Semakin maraknya masalah kesehatan mental seperti gangguan jiwa, banyak orang yang melakukan percobaan bunuh diri, banyak remaja yang melakukan kriminalitas dan lain sebagainya. Menyikapi masalah tersebut maka sekolah, lembaga pendidikan lainnya dituntut untuk menyelenggarakan program layanan bimbingan dan konseling dalam upaya mengembangkan mental yang sehat, dan mencegah serta menyembuhkan mental yang tidak sehat.

h.      Perkembangan Teknologi

Dengan perkembangan teknologi yang pesat maka timbul beberapa masalah seperti penggantian tenaga manusia dengan alat-alat mekanis-elektronik dan bertambahnya jenis pekerjaanbaru dan jabatan yang memerlukan keahlian khusus. Hal ini menimbulkan kebutuhan pada masyarakat untuk meminta bantuan kepada orang lain atau badan yang berwenang untuk memecahkannya.

i.        Kondisi Moral dan Keagamaan

Kebebasan untuk menganut agama sesuai dengan keyakinan masing-masing individu menyebabkan seorang individu berfikir dan menilai setiap agama yang dianutnya . Kadang-kadang menilainya berdasarkan nilai-nilai moral umum yang dianggapnya paling baik. Hal semacam ini kadang-kadang menimbulkan keraguan akan kepercayaan yang telah diwarisinya dari orang tua mereka.

j.        Kondisi Sosial Ekonomi

Perbedaan yang besar dalam factor ekonomi diantara anggota kelompok campuran, menimbulkan masalah yang berat. Masalah ini terutama sangat dirasakan oleh individu yang berasal dari golongan ekonomi lemah, tidak mampu, atau golongan “rendahan”. Dikalangan mereka, terutama anak-anak yang berasal dari social ekonomi lemah, tidak mustahil timbul kecemburuan social, perasaan rendah diri, atau perasaan tidak nyaman untuk bergaul dengan anak-anak dari kelompok orang-orang kaya. Untuk menanggulangi masalah ini dengan sendirinya  memerlukan adanya bimbingan, baik terhadap mereka yang datng dari golongan yang kurang mampu ataupun mereka dari golongan sebaliknya. 

BAB III

PENUTUP

A.    Kesimpulan

Karakteristik sosial budaya masyarakat yang majemuk tidak dapat diabaikan dalam perencanaan dan penyelenggaraan bimbingan dan konseling. Pelayanan bimbingan dan konseling yang bertujuan mengembangkan kemampuan dan meningkatkan mutu kehidupan serta martabat manusia terutama di Indonesia karea kita sebagai warga Negara Indonesia harus berakar pada budaya bangsa sendiri. Hal ini berarti bahwa penyelenggaraan bimbingan dan konseling harus dilandasi oleh dan mempertimbangkan keanekaragaman sosial budaya yang hidup dalam masyarakat, di samping kesadaran akan dinamika sosial budaya itu menuju masyarakat yang lebih maju.

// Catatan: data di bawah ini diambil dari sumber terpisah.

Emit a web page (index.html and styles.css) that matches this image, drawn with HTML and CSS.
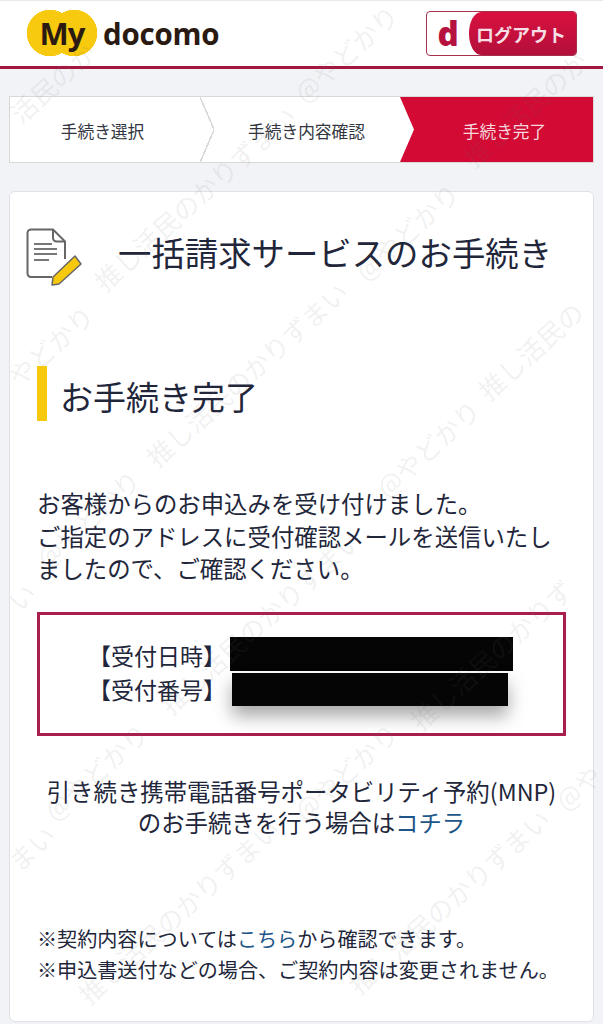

Landasan sosial-budaya merupakan landasan yang dapat memberikan pemahaman kepada konselor tentang dimensi kesosialan dan dimensi kebudayaan sebagai faktor yang mempengaruhi terhadap perilaku individu. Seorang individu pada dasarnya merupakan produk lingkungan sosial-budaya dimana ia hidup.

Konseli-konseli yang berasal dari latar belakang sosial budaya yang berbhieneka itu tidak dapat disamaratakan penaganannya. Akar budaya asli yang sekarang masih hidup dan besar pengaruhya terhadap masyarakat budaya asli itu patut dikenali, dihargai, dan dijadikan pertimbangan utama dalam pelayanan bimbingan dan konseling. Hal itu semua menjadi tanggung jawab para konselor dan lembaga pendidikan konselor di seluruh tanah air.

DAFTAR PUSTAKA

Syamsu Yusuf & A. Juntika Nurishan. Landasan Bimbingan dan Konseling. Bandung: Remaja Rosdakarya. 2011.

Prayitno & Erman Amti. Dasar-dasar Bimbingan dan Konseling. Jakarta: Rineka Cipta. 2009.

Nana Syaodih Sukmadinata, Bimbingan & Konseling dalam Praktek (Mengembangkan Potensi dan kepribadian Siswa), (Bandung: Maestro, 2007)


Prayitno & Erman Amti, Dasar-dasar Bimbingan dan Konseling, Jakarta: Rineka Cipta, 2009), h. 170.